Why You Should “Fall” into Home Hunting in These Four Pittsburgh Communities
Autumn is a great time to check out the foliage, and the neighborhoods that accompany it.
With fall firmly upon us it’s a good time to spend weekends checking out the changing leaves, as well as all the fall festivals — and the houses around them.
As much fun as online listings can be, nothing replaces those old-school house hunts where you take a drive, or a walk, by a potential home to see it in person.
Buying a home that’s a good fit also has more to do with the living experience of your chosen community and less about square footage and open-concept floor plans. After all, what good is a drool-worthy dream home if you have to spend an hour commuting each way every day to get there — or if there are no sidewalks?

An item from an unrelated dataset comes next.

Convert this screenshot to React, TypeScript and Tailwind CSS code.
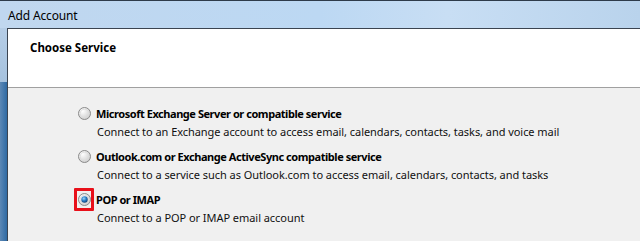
import React from "react";

function Radio({ checked }: { checked?: boolean }) {
  return (
    <svg width="13" height="13" viewBox="0 0 13 13" className="block">
      <defs>
        <radialGradient id={checked ? "rg1" : "rg0"} cx="0.35" cy="0.3" r="0.8">
          <stop offset="0" stopColor="#ffffff" />
          <stop offset="1" stopColor="#c9c9c9" />
        </radialGradient>
        <radialGradient id="dot" cx="0.4" cy="0.35" r="0.7">
          <stop offset="0" stopColor="#9fd8f8" />
          <stop offset="0.5" stopColor="#2a7fc8" />
          <stop offset="1" stopColor="#0d3e74" />
        </radialGradient>
      </defs>
      <circle cx="6.5" cy="6.5" r="6" fill={`url(#${checked ? "rg1" : "rg0"})`} stroke="#8a8a8a" strokeWidth="1" />
      <circle cx="6.5" cy="6.5" r="4.3" fill="none" stroke="#dcdcdc" strokeWidth="0.8" />
      {checked && <circle cx="6.5" cy="6.5" r="3.2" fill="url(#dot)" />}
    </svg>
  );
}

function Option({ title, desc, checked }: { title: string; desc: string; checked?: boolean }) {
  return (
    <div className="flex flex-col">
      <div className="flex items-center h-[17px]">
        <div className="relative w-[18px] flex items-center">
          {checked && (
            <div className="absolute left-[-4px] top-[-5px] w-[20px] h-[23px] border-[3px] border-[#e8101a] rounded-[1px]" />
          )}
          <Radio checked={checked} />
        </div>
        <span className="font-bold text-black tracking-[-0.45px]">{title}</span>
      </div>
      <div className="pl-[19px] mt-[1px] h-[17px] text-[#111] tracking-[-0.05px]">{desc}</div>
    </div>
  );
}

export default function App() {
  return (
    <div
      className="w-[640px] h-[241px] overflow-hidden relative bg-[#f0f0f0] text-[11px] leading-[17px]"
      style={{ fontFamily: '"Noto Sans", sans-serif' }}
    >
      <div className="flex flex-col h-full">
        {/* title bar */}
        <div className="h-[28px] flex items-center pl-[8px] bg-[linear-gradient(90deg,#c0d7ef_0%,#bcd8f3_50%,#c8def4_70%,#b9d3ec_100%)] border-t border-[#2e3b4a]">
          <span className="text-black text-[12px] tracking-[-0.15px] mt-[1px]">Add Account</span>
        </div>
        <div className="flex flex-1">
          {/* left frame */}
          <div className="w-[7px] flex flex-col">
            <div className="h-[54px] bg-[linear-gradient(180deg,#b5cde6,#a6c2de)]" />
            <div className="flex-1 bg-[linear-gradient(90deg,#5c88b5,#2f6aa3)]" />
          </div>
          <div className="w-[1px] bg-[#3b4450]" />
          <div className="flex-1 flex flex-col border-t border-[#3b4450]">
            <div className="h-[59px] bg-white border-b border-[#a0a0a0] pl-[22px] pt-[10px]">
              <span className="font-bold text-black text-[11.5px]">Choose Service</span>
            </div>
            <div className="flex-1 bg-[#f0f0f0] pl-[70px] pt-[17px] flex flex-col gap-[8px]">
              <Option
                title="Microsoft Exchange Server or compatible service"
                desc="Connect to an Exchange account to access email, calendars, contacts, tasks, and voice mail"
              />
              <Option
                title="Outlook.com or Exchange ActiveSync compatible service"
                desc="Connect to a service such as Outlook.com to access email, calendars, contacts, and tasks"
              />
              <Option title="POP or IMAP" desc="Connect to a POP or IMAP email account" checked />
            </div>
          </div>
        </div>
      </div>
    </div>
  );
}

Here’s something else to keep in mind: You can always remodel a house in a great community, but you can’t remodel the community to fit your house.
If there’s a neighborhood you’re interested in, take a weekend, plus a weeknight, to drive through it. How’s the traffic? Are the homes too close, or are they not close enough? Are neighbors visiting each other, or are they just speeding in and out their driveways? Can you park your car and walk to a coffee shop if that’s your thing?
With that said, here are a few communities worth checking out this weekend. Now, get ready to gas up — and don’t forget your pumpkin spice latte.
Morningside (City of Pittsburgh): Neatly settled between Highland Park and Stanton Heights, this welcoming neighborhood overlooks the Pittsburgh Zoo & PPG Aquarium. Residential homes were introduced to the former farming community in 1905 with the opening of the Chislett Street trolley line, which brought a building boom of more than 500 homes.
Morningside also has one of the longest level walking stretches in the city, which spans from Stanton Avenue to Greenwood Street and repeats on the parallel streets of Chislett, Jancey and Morningside avenues. Residents walk dogs, push strollers and gather on porches to catch up on the latest news.
The business district features The Bulldog Pub for beer and casual fare; Ka-Fair Coffee shop, three hair salons, Eddie’s Pizza Haus, Morningside Market and Tim’s Barber Shop, a 60-year community staple.
Stats: 16 homes for sale with a median list price of $262,500.
Aspinwall: Nestled along the Allegheny River along Route 28, and located near the Highland Park Bridge, this suburban bedroom community is bustling with charm. Families also love to live here thanks to the award-winning Fox Chapel School District.
It’s hard to snag a house here — and one afternoon walk will quickly reveal why. Lovely gardens and homes with diverse architecture sit among mature tree-lined streets.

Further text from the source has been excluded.